Claire Hédon a indiqué qu'en 2024, la part de la population de 18 à 49 ans s'estimant discriminée s'élèvait à 18%, contre 14% en 2020. Une "hausse préoccupante", particulièrement observable dans la catégorie des discriminations liées à l’origine réelle ou supposée des personnes. "La part de réclamations liées à ce critère tend à augmenter année après année. Elle représente 25% de nos réclamations si on cumule origine, nationalité, apparence physique et convictions religieuses", a souligné la Défenseure des droits. Une hausse que le rapport impute à la situation économique dégradée et à certains discours haineux amplifiés par les réseaux sociaux, mais aussi à une plus grande reconnaissance du fait discriminatoire par les personnes concernées.

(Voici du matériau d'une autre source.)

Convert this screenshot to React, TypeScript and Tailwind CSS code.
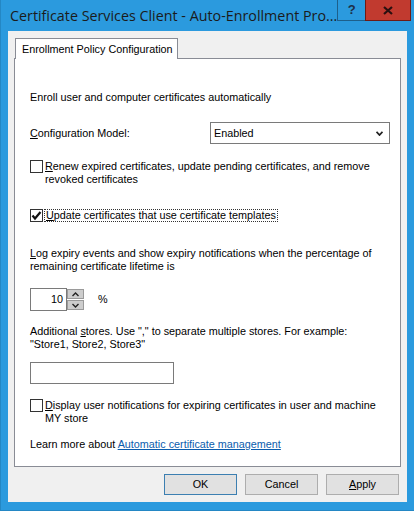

La non-discrimination comme objectif politique a pratiquement disparu du débat public et des discours des décideurs, qui préfèrent parler de diversité, de lutte contre les discours de haine. ces enjeux, aussi importants soient-ils, ne peuvent se substituer à la lutte contre les discriminations. Claire Hédon, Défenseure des droits

Déplorant un "essoufflement des politiques publiques en la matière depuis environ 20 ans", Claire Hédon a regretté que "la non-discrimination comme objectif politique [ait] pratiquement disparu du débat public et des discours des décideurs".

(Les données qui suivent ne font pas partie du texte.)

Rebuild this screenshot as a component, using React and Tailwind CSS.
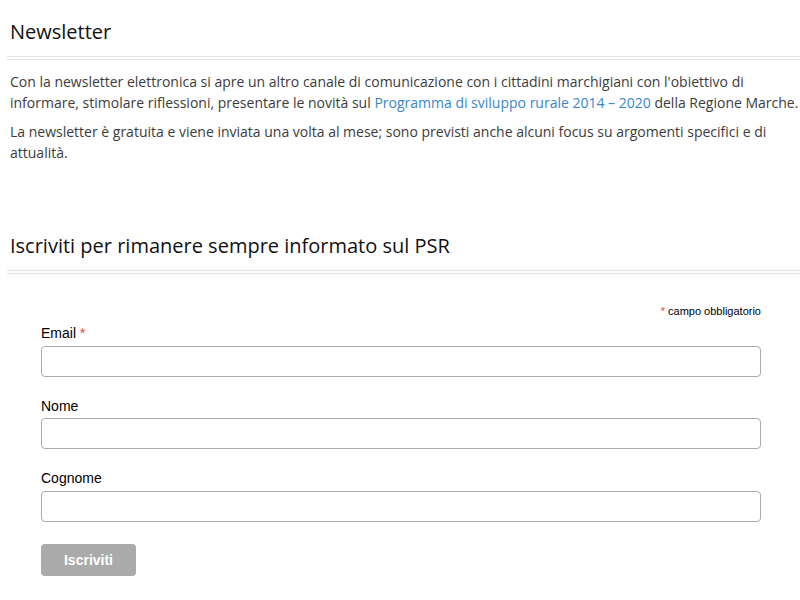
export default function App() {
  const open = { fontFamily: '"Open Sans", "Noto Sans", sans-serif' };
  const arial = { fontFamily: '"Liberation Sans", Arial, sans-serif' };
  return (
    <div className="w-[800px] h-[600px] bg-white overflow-hidden pl-[7px]" style={open}>
      <div className="pt-[18px]">
        <h1 className="text-[20px] leading-[28px] text-[#111] pl-[3px] pb-[10px] border-b border-[#e3e3e3]">Newsletter</h1>
        <div className="h-[2px]" />
        <div className="border-b border-[#e3e3e3]" />
      </div>
      <div className="pl-[3px] pt-[11px] text-[14px] leading-[21px] text-[#3c3c3c]">
        <p>
          Con la newsletter elettronica si apre un altro canale di comunicazione con i cittadini marchigiani con l'obiettivo di informare, stimolare riflessioni, presentare le novità sul{" "}
          <a className="text-[#3a87c8]">Programma di sviluppo rurale 2014 – 2020</a> della Regione Marche.
        </p>
        <p className="mt-[8px]">
          La newsletter è gratuita e viene inviata una volta al mese; sono previsti anche alcuni focus su argomenti specifici e di attualità.
        </p>
      </div>
      <div className="pt-[69px]">
        <h2 className="text-[20px] leading-[28px] text-[#111] pl-[3px] pb-[10px] border-b border-[#e3e3e3]">Iscriviti per rimanere sempre informato sul PSR</h2>
        <div className="h-[2px]" />
        <div className="border-b border-[#e3e3e3]" />
      </div>
      <form className="pl-[34px] pr-[39px] pt-[30px]" style={arial}>
        <div className="text-right text-[11px] leading-[14px] text-black"><span className="text-[#e74c3c]">*</span> campo obbligatorio</div>
        <div className="mt-[7px]">
          <label className="block text-[14px] leading-[17px] text-black mb-[4px]">Email <span className="text-[#e74c3c]">*</span></label>
          <input className="block w-full h-[31px] border border-[#aaa] rounded-[4px] bg-white" />
        </div>
        <div className="mt-[21px]">
          <label className="block text-[14px] leading-[17px] text-black mb-[3px]">Nome</label>
          <input className="block w-full h-[31px] border border-[#aaa] rounded-[4px] bg-white" />
        </div>
        <div className="mt-[21px]">
          <label className="block text-[14px] leading-[17px] text-black mb-[4px]">Cognome</label>
          <input className="block w-full h-[31px] border border-[#aaa] rounded-[4px] bg-white" />
        </div>
        <button type="button" className="mt-[22px] w-[95px] h-[32px] rounded-[4px] bg-[#aaaaaa] text-white font-bold text-[14px]">Iscriviti</button>
      </form>
    </div>
  );
}
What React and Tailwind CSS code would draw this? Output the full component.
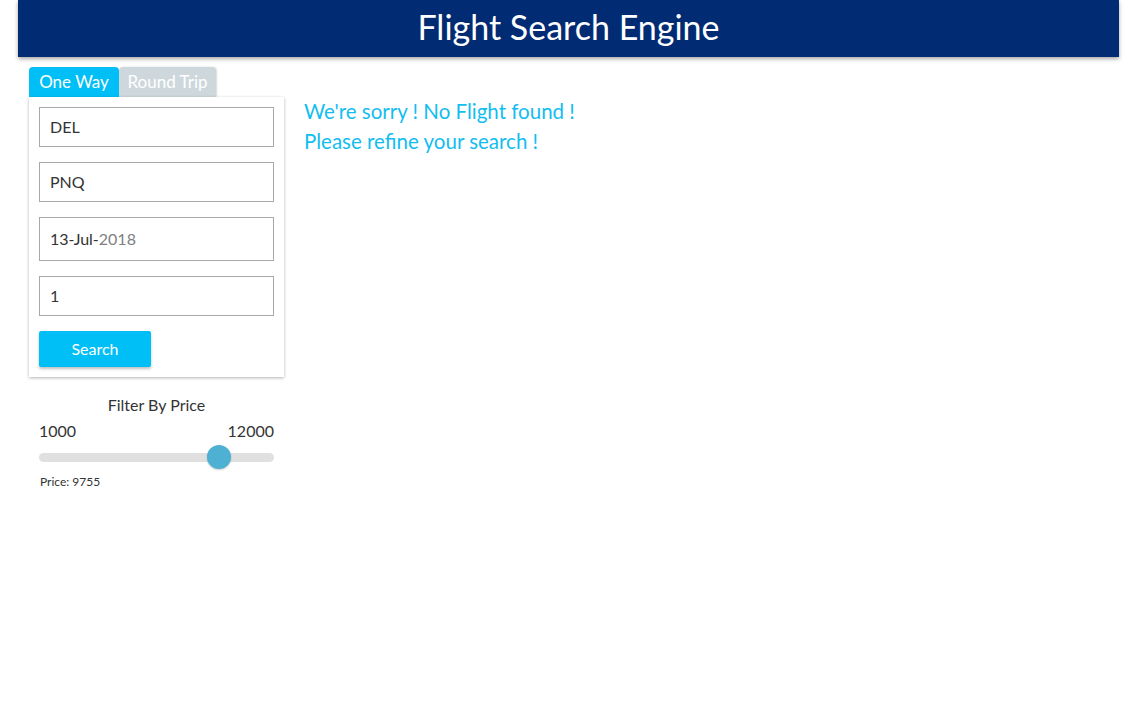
import React from "react";

export default function App() {
  return (
    <div className="min-h-[720px] bg-white" style={{ fontFamily: "Lato, 'Open Sans', sans-serif" }}>
      <header className="ml-[18px] w-[1101px] h-[57px] bg-[#012b73] flex items-center justify-center pb-[3px] shadow-[0_2px_4px_rgba(0,0,0,0.35)]">
        <h1 className="text-white text-[34px] leading-none font-normal">Flight Search Engine</h1>
      </header>
      <div className="flex mt-[10px] ml-[29px]">
        <div className="w-[255px] flex flex-col">
          <div className="flex h-[30px]">
            <button className="w-[90px] h-full bg-[#00bff6] text-white text-[17px] rounded-t-[4px] flex items-center justify-center">One Way</button>
            <button className="w-[97px] h-full bg-[#ced8dc] text-white text-[17px] rounded-t-[4px] flex items-center justify-center shadow-[1px_0_2px_rgba(0,0,0,0.15)]">Round Trip</button>
          </div>
          <div className="bg-white shadow-[0_1px_3px_rgba(0,0,0,0.3)] px-[10px] pt-[10px] pb-[10px] flex flex-col">
            <div className="h-[40px] border border-[#a8a8a8] flex items-center px-[10px] text-[16px] text-[#333]">DEL</div>
            <div className="h-[40px] mt-[15px] border border-[#a8a8a8] flex items-center px-[10px] text-[16px] text-[#333]">PNQ</div>
            <div className="h-[44px] mt-[15px] border border-[#a8a8a8] flex items-center px-[10px] text-[16px] text-[#333]">
              <span>13-Jul-</span><span className="text-[#808080]">2018</span>
            </div>
            <div className="h-[40px] mt-[15px] border border-[#a8a8a8] flex items-center px-[10px] text-[16px] text-[#333]">1</div>
            <button className="mt-[15px] w-[112px] h-[36px] bg-[#00bff6] text-white text-[16px] rounded-[2px] shadow-[0_2px_3px_rgba(0,0,0,0.25)]">Search</button>
          </div>
          <div className="px-[10px] mt-[18px]">
            <div className="text-center text-[16px] text-[#333] leading-[20px]">Filter By Price</div>
            <div className="flex justify-between text-[16px] text-[#333] leading-[20px] mt-[6px]">
              <span>1000</span>
              <span>12000</span>
            </div>
            <div className="relative h-[24px] mt-[4px] flex items-center">
              <div className="w-full h-[9px] rounded-full bg-[#e0e0e0]"></div>
              <div className="absolute left-[168px] top-0 w-[24px] h-[24px] rounded-full bg-[#4eb0d3] shadow-[0_1px_2px_rgba(0,0,0,0.2)]"></div>
            </div>
            <div className="text-[12px] text-[#333] mt-[4px] ml-[1px]">Price: 9755</div>
          </div>
        </div>
        <div className="ml-[20px] mt-[29px] text-[#12bdf0] text-[20.5px] leading-[30px]">
          <div>We're sorry ! No Flight found !</div>
          <div>Please refine your search !</div>
        </div>
      </div>
    </div>
  );
}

Soulignant que la lutte contre les discriminations s'avérait d'abord "une question de droit", elle a estimé que cette bataille devait constituer "l’une des grandes priorités de l’action de l’Etat", au travers d'une application pleine et entière, voire d'un renforcement de l'arsenal juridique, qui pourraient s'accompagner d'une campagne nationale de sensibilisation.

Un tout-numérique qui favorise des "atteintes aux droits"

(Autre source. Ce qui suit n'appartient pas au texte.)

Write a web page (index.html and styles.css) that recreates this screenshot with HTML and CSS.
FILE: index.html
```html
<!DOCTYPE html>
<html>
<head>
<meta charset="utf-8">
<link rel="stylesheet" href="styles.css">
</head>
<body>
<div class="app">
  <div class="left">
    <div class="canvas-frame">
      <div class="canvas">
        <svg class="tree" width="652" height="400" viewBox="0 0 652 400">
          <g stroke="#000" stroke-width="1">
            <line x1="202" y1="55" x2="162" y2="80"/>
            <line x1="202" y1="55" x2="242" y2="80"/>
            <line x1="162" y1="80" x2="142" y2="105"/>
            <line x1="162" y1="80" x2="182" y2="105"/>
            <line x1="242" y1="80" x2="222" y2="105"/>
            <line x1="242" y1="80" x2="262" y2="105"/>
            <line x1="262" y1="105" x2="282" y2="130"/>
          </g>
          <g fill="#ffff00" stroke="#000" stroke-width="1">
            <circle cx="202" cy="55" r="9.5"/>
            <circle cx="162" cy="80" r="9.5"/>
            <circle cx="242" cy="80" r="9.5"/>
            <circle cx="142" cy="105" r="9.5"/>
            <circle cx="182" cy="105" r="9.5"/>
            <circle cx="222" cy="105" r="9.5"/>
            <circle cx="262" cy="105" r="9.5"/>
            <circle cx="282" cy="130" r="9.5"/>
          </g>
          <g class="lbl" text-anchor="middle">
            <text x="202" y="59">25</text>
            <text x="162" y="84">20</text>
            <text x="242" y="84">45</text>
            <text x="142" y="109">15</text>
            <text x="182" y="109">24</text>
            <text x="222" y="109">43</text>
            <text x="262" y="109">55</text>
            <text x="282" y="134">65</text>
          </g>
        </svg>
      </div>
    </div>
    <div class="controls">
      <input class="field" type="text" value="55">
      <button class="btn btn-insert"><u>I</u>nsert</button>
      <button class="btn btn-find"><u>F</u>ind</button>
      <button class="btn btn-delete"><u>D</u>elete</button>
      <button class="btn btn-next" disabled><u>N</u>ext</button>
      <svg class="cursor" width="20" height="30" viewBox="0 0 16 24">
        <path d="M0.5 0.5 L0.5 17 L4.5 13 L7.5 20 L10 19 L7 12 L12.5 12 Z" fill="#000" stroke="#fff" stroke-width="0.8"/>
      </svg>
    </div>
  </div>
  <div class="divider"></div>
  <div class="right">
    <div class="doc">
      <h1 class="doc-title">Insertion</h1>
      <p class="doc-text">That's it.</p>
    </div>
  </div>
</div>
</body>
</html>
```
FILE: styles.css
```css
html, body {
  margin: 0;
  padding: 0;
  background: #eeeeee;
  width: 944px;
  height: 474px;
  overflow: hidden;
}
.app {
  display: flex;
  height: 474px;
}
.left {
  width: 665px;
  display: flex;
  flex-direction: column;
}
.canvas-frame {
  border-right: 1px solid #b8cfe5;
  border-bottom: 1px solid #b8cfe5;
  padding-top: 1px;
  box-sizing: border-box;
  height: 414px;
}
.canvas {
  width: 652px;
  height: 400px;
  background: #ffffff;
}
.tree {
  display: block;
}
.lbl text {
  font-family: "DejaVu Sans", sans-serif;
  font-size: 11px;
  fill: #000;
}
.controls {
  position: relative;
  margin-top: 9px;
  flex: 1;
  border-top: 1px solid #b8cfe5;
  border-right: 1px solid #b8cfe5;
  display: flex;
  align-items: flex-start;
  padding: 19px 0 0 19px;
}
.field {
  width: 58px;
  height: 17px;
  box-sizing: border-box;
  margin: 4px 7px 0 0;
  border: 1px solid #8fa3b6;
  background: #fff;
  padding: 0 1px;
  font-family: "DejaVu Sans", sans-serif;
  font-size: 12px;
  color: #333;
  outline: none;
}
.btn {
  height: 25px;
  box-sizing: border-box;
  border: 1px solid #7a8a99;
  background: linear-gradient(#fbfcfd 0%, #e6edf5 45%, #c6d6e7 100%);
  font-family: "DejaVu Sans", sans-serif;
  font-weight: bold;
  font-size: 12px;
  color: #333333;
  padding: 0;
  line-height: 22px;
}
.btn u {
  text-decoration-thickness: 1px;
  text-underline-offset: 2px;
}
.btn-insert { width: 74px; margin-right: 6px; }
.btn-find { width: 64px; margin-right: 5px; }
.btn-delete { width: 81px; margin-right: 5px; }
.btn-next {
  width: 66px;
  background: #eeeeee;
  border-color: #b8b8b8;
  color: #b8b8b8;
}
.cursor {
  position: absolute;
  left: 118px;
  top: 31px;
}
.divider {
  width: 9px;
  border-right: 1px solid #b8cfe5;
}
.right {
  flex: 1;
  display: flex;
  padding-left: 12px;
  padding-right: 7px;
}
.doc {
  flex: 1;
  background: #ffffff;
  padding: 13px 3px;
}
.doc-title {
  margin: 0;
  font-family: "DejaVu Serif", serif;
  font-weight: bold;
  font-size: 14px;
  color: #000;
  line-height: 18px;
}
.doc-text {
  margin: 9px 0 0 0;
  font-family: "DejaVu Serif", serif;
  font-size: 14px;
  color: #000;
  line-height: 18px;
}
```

Par ailleurs, la Défenseure des droits a consacré une large partie de son propos aux effets pervers de la transformation numérique de l’administration publique. "Force est de constater que cette dématérialisation, censée faciliter l’accès aux droits, peut induire l’effet inverse. Chaque année, nous alertons sur des dysfonctionnements persistants (…), des bugs récurrents qui conduisent à une situation intolérable", a-t-elle souligné, indiquant que "cette année encore, les relations des usagers avec les services publics concerne 90% des réclamations" faites auprès de l'autorité indépendante qu'elle dirige. 

Parmi celles-ci, 37% concernent le droit des étrangers, en particulier la délivrance et le renouvellement des titres de séjour. "Les dysfonctionnements techniques sont légion", a insisté Claire Hédon, avant d'appeler à "renforcer les moyens humains affectés aux préfectures", afin de prévenir des "atteintes au droit qui rongent la cohésion sociale".

Elle a, en outre, mentionné une étude du CREDOC selon laquelle 44% des personnes interrogées déclarent se heurter à difficultés quand elles souhaitent déposer un dossier papier, jugeant que le problème n'était pas tant lié à la dématérialisation des procédures, qu'au manque d'accompagnement et au fait qu'elle devienne "la seule porte d'entrée". Claire Hédon a cependant relevé le modèle plutôt efficient de la feuille d'impôts dématérialisée, qui peut être modifiée à tout moment, contrairement aux démarches effectuées dans le cadre de MaPrimeRenov ou de l'administration numérique des étrangers en France (Anef).